#### [WRITTEN INSTRUCTION]
Count how many lines hold the word "Tailwind" and give that number as the whole answer.

#### [STORED ROWS]
+++
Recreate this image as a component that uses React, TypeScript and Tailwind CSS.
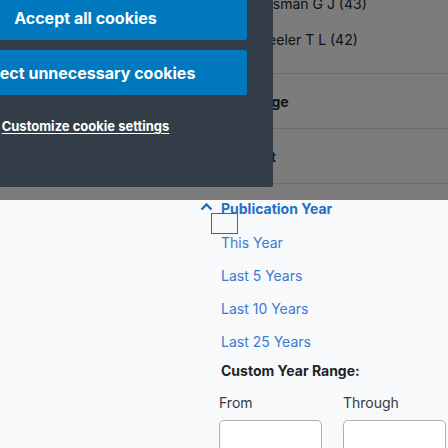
+++
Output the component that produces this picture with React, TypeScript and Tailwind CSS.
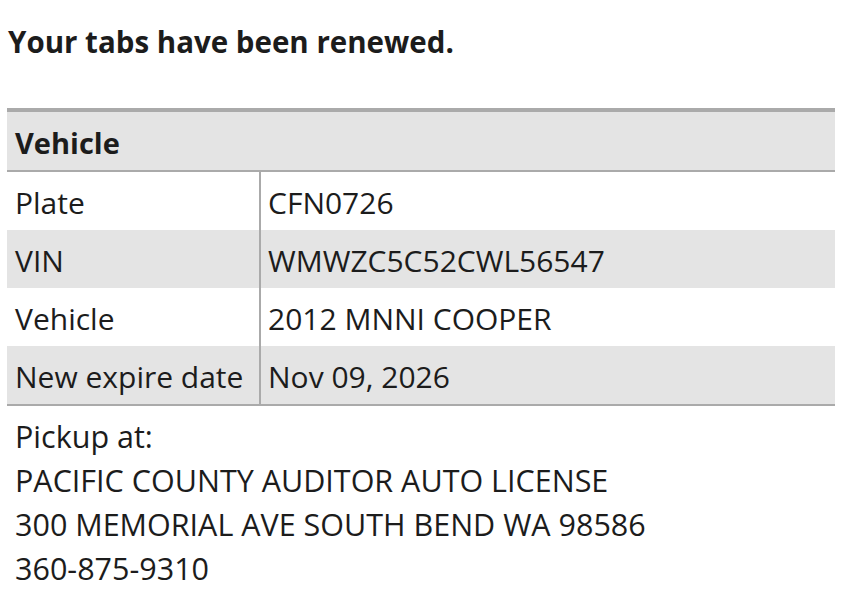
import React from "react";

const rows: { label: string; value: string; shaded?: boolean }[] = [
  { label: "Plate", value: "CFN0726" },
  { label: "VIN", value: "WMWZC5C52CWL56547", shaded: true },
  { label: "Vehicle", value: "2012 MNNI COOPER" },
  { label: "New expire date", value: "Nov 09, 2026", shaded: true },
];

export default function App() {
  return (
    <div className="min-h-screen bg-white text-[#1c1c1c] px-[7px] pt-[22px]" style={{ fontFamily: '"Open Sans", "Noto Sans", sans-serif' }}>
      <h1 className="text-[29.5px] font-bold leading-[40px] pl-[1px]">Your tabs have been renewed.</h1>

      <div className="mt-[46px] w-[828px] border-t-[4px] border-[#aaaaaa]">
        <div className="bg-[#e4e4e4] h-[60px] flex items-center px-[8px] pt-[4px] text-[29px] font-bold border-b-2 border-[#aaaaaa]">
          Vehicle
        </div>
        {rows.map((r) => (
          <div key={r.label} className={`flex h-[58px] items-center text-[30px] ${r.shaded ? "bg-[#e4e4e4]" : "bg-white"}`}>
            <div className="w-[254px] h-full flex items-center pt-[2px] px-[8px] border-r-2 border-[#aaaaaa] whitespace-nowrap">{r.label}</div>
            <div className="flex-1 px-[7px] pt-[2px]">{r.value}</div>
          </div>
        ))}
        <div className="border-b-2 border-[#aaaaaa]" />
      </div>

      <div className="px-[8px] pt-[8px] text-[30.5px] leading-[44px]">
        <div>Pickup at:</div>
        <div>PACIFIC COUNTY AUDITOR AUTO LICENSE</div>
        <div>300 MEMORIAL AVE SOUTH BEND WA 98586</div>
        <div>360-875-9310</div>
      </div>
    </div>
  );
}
+++
#### [FINISHED TASK]
2